The zinc plating process can be divided into several steps, each essential for ensuring a high-quality, effective coating. Here’s an overview of the zinc plating process:

1. Surface Preparation

Before zinc can be applied, the metal substrate must undergo thorough cleaning and preparation to ensure proper adhesion. This step typically involves:

• Degreasing: Removing oils, grease, and contaminants using alkaline or solvent cleaning agents.
• Pickling: Acid treatment to remove rust, scale, and oxidation layers from the surface. Usually, hydrochloric or sulfuric acid is used in this step.
• Rinsing: After cleaning, the substrate is rinsed with water to remove any residual cleaning agents or chemicals.

2. Zinc Plating

There are two primary methods for applying the zinc coating:

• Electroplating¹: The substrate is immersed in an electrolyte solution containing zinc ions. An electrical current is applied, causing zinc cations to be reduced and deposited onto the metal surface. This method offers better control over the thickness of the zinc layer.
• Hot-Dip Galvanizing²: The metal substrate is dipped into molten zinc at temperatures of approximately 450°C (840°F). This process produces a thicker and more robust coating, providing higher corrosion resistance.

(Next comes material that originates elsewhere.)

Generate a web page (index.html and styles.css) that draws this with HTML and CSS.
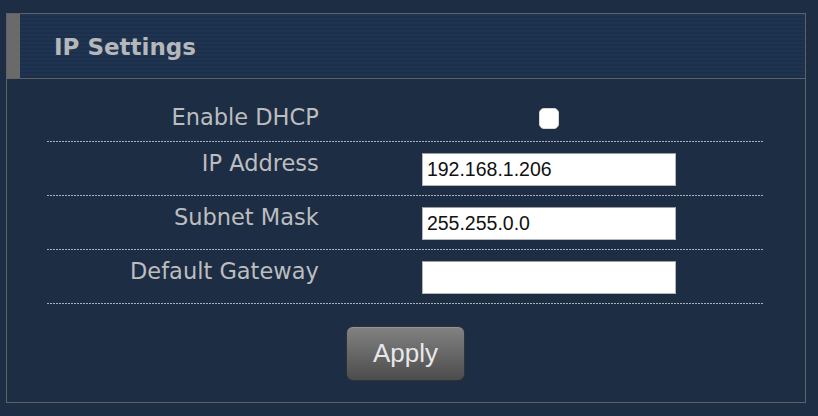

The molten zinc bonds to the metal substrate by forming a metallurgical bond.

3. Post-Plating Treatments

After plating, the coated component may undergo additional steps to enhance its performance:

• Passivation: A process that involves applying a protective layer to the zinc surface to further enhance corrosion resistance and minimize white rust formation.
• Drying: Coated parts are dried to remove any moisture and stabilize the coating.
• Quality Control: The finished products may be inspected for thickness, adhesion, and overall appearance to ensure quality standards are met.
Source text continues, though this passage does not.